• [What you will do] Only a number is expected: how many lines in the data below contain the word "styled".

• [Records for the task]
※ ※ ※
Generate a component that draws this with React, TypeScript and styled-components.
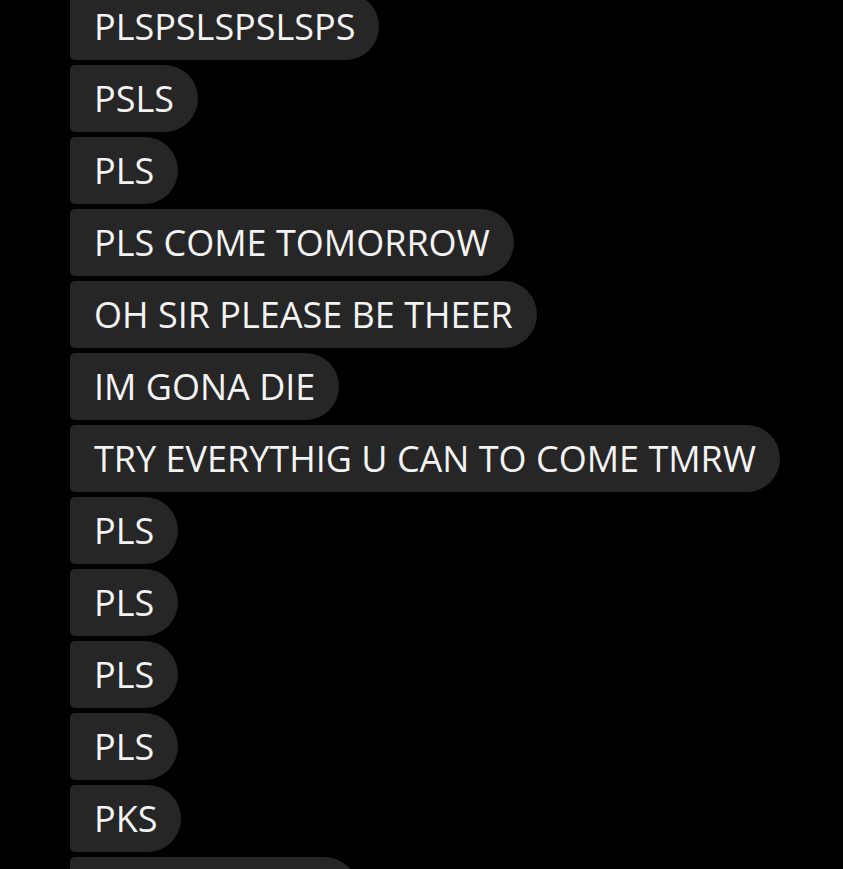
import styled, { createGlobalStyle } from "styled-components";

const Global = createGlobalStyle`
  html, body {
    margin: 0;
    background: #000;
    overflow: hidden;
  }
`;

const Screen = styled.div`
  height: 100vh;
  overflow: hidden;
`;

const Thread = styled.div`
  display: flex;
  flex-direction: column;
  align-items: flex-start;
  gap: 5px;
  margin-top: -7px;
  padding-left: 70px;
  font-family: "Open Sans", "Noto Sans", sans-serif;
`;

const Bubble = styled.div<{ $width?: number }>`
  box-sizing: border-box;
  height: 67px;
  flex-shrink: 0;
  display: flex;
  align-items: center;
  padding: 0 24px;
  background: #262626;
  color: #f3f3f3;
  font-size: 36px;
  white-space: nowrap;
  border-radius: 5px 34px 34px 5px;
  ${(p) => (p.$width ? `width: ${p.$width}px;` : "")}
`;

const messages = [
  "PLSPSLSPSLSPS",
  "PSLS",
  "PLS",
  "PLS COME TOMORROW",
  "OH SIR PLEASE BE THEER",
  "IM GONA DIE",
  "TRY EVERYTHIG U CAN TO COME TMRW",
  "PLS",
  "PLS",
  "PLS",
  "PLS",
  "PKS",
];

export default function App() {
  return (
    <Screen>
      <Global />
      <Thread>
        {messages.map((m, i) => (
          <Bubble key={i}>{m}</Bubble>
        ))}
        {/* next message, only its top edge is in view */}
        <Bubble $width={288} />
      </Thread>
    </Screen>
  );
}
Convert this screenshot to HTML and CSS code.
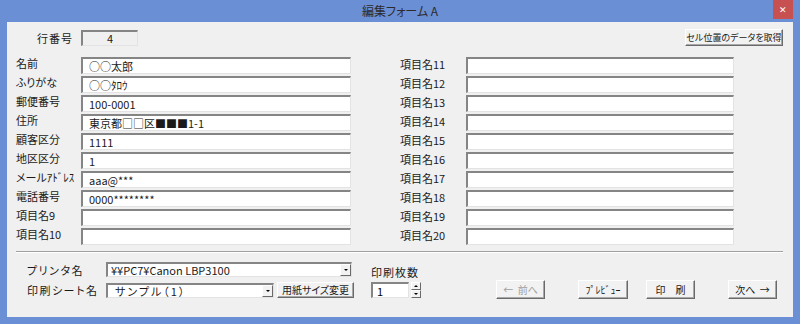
FILE: index.html
```html
<!DOCTYPE html>
<html lang="ja">
<head>
    <meta charset="UTF-8">
    <title>編集フォーム A</title>
    <link rel="stylesheet" href="styles.css">
</head>
<body>
    <div class="window">
        <div class="titlebar">
            <span class="title">編集フォーム A</span>
            <span class="close">✕</span>
        </div>
        <div class="client">
            <div class="top-row">
                <span class="rownum-label">行番号</span>
                <span class="rownum sunken">4</span>
                <button class="btn get-btn">セル位置のデータを取得</button>
            </div>

            <div class="fields">
                <div class="col col-left">
                    <span class="lbl">名前</span><input class="txt sunken" value="○○太郎">
                    <span class="lbl">ふりがな</span><input class="txt sunken" value="○○ﾀﾛｳ">
                    <span class="lbl">郵便番号</span><input class="txt sunken" value="100-0001">
                    <span class="lbl">住所</span><input class="txt sunken" value="東京都□□区■■■1-1">
                    <span class="lbl">顧客区分</span><input class="txt sunken" value="1111">
                    <span class="lbl">地区区分</span><input class="txt sunken" value="1">
                    <span class="lbl">メールｱﾄﾞﾚｽ</span><input class="txt sunken" value="aaa@***">
                    <span class="lbl">電話番号</span><input class="txt sunken" value="0000********">
                    <span class="lbl">項目名9</span><input class="txt sunken" value="">
                    <span class="lbl">項目名10</span><input class="txt sunken" value="">
                </div>
                <div class="col col-right">
                    <span class="lbl">項目名11</span><input class="txt sunken" value="">
                    <span class="lbl">項目名12</span><input class="txt sunken" value="">
                    <span class="lbl">項目名13</span><input class="txt sunken" value="">
                    <span class="lbl">項目名14</span><input class="txt sunken" value="">
                    <span class="lbl">項目名15</span><input class="txt sunken" value="">
                    <span class="lbl">項目名16</span><input class="txt sunken" value="">
                    <span class="lbl">項目名17</span><input class="txt sunken" value="">
                    <span class="lbl">項目名18</span><input class="txt sunken" value="">
                    <span class="lbl">項目名19</span><input class="txt sunken" value="">
                    <span class="lbl">項目名20</span><input class="txt sunken" value="">
                </div>
            </div>

            <div class="separator"></div>

            <div class="bottom">
                <div class="print-grid">
                    <span class="blbl">プリンタ名</span>
                    <div class="combo combo-printer sunken">
                        <span class="combo-text">¥¥PC7¥Canon LBP3100</span>
                        <span class="drop"><i class="tri-down"></i></span>
                    </div>
                    <span class="blbl">印刷シート名</span>
                    <div class="sheet-row">
                        <div class="combo combo-sheet sunken">
                            <span class="combo-text">サンプル（1）</span>
                            <span class="drop"><i class="tri-down"></i></span>
                        </div>
                        <button class="btn paper-btn">用紙サイズ変更</button>
                    </div>
                </div>

                <div class="count">
                    <span class="count-label">印刷枚数</span>
                    <div class="spin-row">
                        <input class="spin-input sunken" value="1">
                        <div class="spin">
                            <span class="spin-btn"><i class="tri-up"></i></span>
                            <span class="spin-btn"><i class="tri-down"></i></span>
                        </div>
                    </div>
                </div>

                <div class="actions">
                    <button class="btn act disabled">←&nbsp; 前へ</button>
                    <button class="btn act preview">ﾌﾟﾚﾋﾞｭｰ</button>
                    <button class="btn act print">印　刷</button>
                    <button class="btn act next">次へ&nbsp; →</button>
                </div>
            </div>
        </div>
    </div>
</body>
</html>
```

FILE: styles.css
```css
*{
    box-sizing: border-box;
}
body{
    margin: 0;
    font-family: "Noto Sans CJK JP", "Liberation Sans", sans-serif;
    font-size: 11px;
    font-feature-settings: "palt";
    color: #1a1a1a;
}
.window{
    width: 800px;
    height: 324px;
    background-color: #6b8fd5;
    padding: 0 7px 7px 7px;
    display: flex;
    flex-direction: column;
}
.titlebar{
    height: 22px;
    display: grid;
    grid-template-columns: 1fr auto 1fr;
    align-items: start;
}
.title{
    grid-column: 2;
    font-size: 12px;
    line-height: 22px;
    color: #2b2b2b;
}
.close{
    grid-column: 3;
    justify-self: end;
    width: 20px;
    height: 19px;
    background-color: #c75050;
    color: #fff;
    font-size: 9px;
    line-height: 19px;
    text-align: center;
}
.client{
    flex: 1;
    background-color: #f0f0f0;
    padding: 7px 10px 0 9px;
}

/* sunken / raised look */
.sunken{
    border-style: solid;
    border-width: 2px 1px 1px 2px;
    border-color: #858585 #e3e3e3 #e3e3e3 #858585;
}
.btn{
    font-family: inherit;
    font-size: 10px;
    font-feature-settings: "palt";
    color: #1a1a1a;
    background-color: #f2f2f2;
    border: 1px solid;
    border-color: #ffffff #6a6a6a #6a6a6a #ffffff;
    box-shadow: inset -1px -1px 0 #a8a8a8;
    padding: 0;
    line-height: 1;
    white-space: nowrap;
}

.top-row{
    display: flex;
    align-items: center;
    height: 17px;
}
.rownum-label{
    margin-left: 21px;
    width: 44px;
    letter-spacing: 1px;
}
.rownum{
    width: 57px;
    height: 16px;
    margin-top: 1px;
    text-align: center;
    line-height: 12px;
    background-color: #f0f0f0;
}
.get-btn{
    margin-left: auto;
    width: 98px;
    height: 17px;
    font-size: 9px;
}

.fields{
    display: flex;
    gap: 49px;
    margin-top: 11px;
}
.col{
    display: grid;
    grid-auto-rows: 17px;
    row-gap: 2px;
}
.col-left{
    grid-template-columns: 65px 270px;
}
.col-right{
    grid-template-columns: 66px 268px;
}
.lbl{
    align-self: start;
    line-height: 12px;
    white-space: nowrap;
}
.col-right .lbl{
    padding-top: 1px;
}
.txt{
    width: 100%;
    height: 17px;
    background-color: #fff;
    font-family: inherit;
    font-size: 11px;
    color: #1a1a1a;
    padding: 0 0 0 6px;
    outline: none;
}

.separator{
    margin-top: 6px;
    border-top: 1px solid #a0a0a0;
    border-bottom: 1px solid #ffffff;
}

.bottom{
    display: flex;
    align-items: flex-end;
    margin-top: 9px;
    padding-left: 11px;
}
.print-grid{
    display: grid;
    grid-template-columns: 79px auto;
    grid-template-rows: 15px 16px;
    row-gap: 5px;
    align-items: center;
}
.blbl{
    letter-spacing: 1.5px;
    line-height: 12px;
}
.combo{
    height: 15px;
    background-color: #fff;
    display: flex;
    align-items: stretch;
}
.combo-printer{
    width: 246px;
}
.combo-sheet{
    width: 168px;
}
.combo-text{
    flex: 1;
    padding-left: 3px;
    line-height: 12px;
    white-space: nowrap;
}
.combo-sheet .combo-text{
    padding-left: 7px;
    letter-spacing: 2px;
}
.drop{
    width: 11px;
    background-color: #f2f2f2;
    border: 1px solid;
    border-color: #ffffff #6a6a6a #6a6a6a #ffffff;
    display: flex;
    align-items: center;
    justify-content: center;
}
.tri-down{
    width: 0;
    height: 0;
    border-left: 2px solid transparent;
    border-right: 2px solid transparent;
    border-top: 2px solid #000;
}
.tri-up{
    width: 0;
    height: 0;
    border-left: 2px solid transparent;
    border-right: 2px solid transparent;
    border-bottom: 2px solid #000;
}
.sheet-row{
    display: flex;
    align-items: center;
    gap: 3px;
}
.paper-btn{
    width: 77px;
    height: 16px;
}

.count{
    margin-left: 17px;
    display: flex;
    flex-direction: column;
    gap: 3px;
}
.count-label{
    letter-spacing: 1px;
    line-height: 13px;
}
.spin-row{
    display: flex;
    gap: 2px;
}
.spin-input{
    width: 38px;
    height: 16px;
    background-color: #fff;
    font-family: inherit;
    font-size: 11px;
    padding: 0 0 0 4px;
    outline: none;
}
.spin{
    width: 10px;
    height: 16px;
    display: flex;
    flex-direction: column;
}
.spin-btn{
    flex: 1;
    background-color: #f2f2f2;
    border: 1px solid;
    border-color: #ffffff #6a6a6a #6a6a6a #ffffff;
    display: flex;
    align-items: center;
    justify-content: center;
}

.actions{
    display: flex;
    margin-left: 75px;
    margin-bottom: -1px;
}
.act{
    width: 49px;
    height: 19px;
}
.preview{
    width: 50px;
    margin-left: 33px;
}
.print{
    margin-left: 18px;
}
.next{
    margin-left: 33px;
}
.disabled{
    color: #a0a0a0;
}
```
※ ※ ※
• [Solution] 5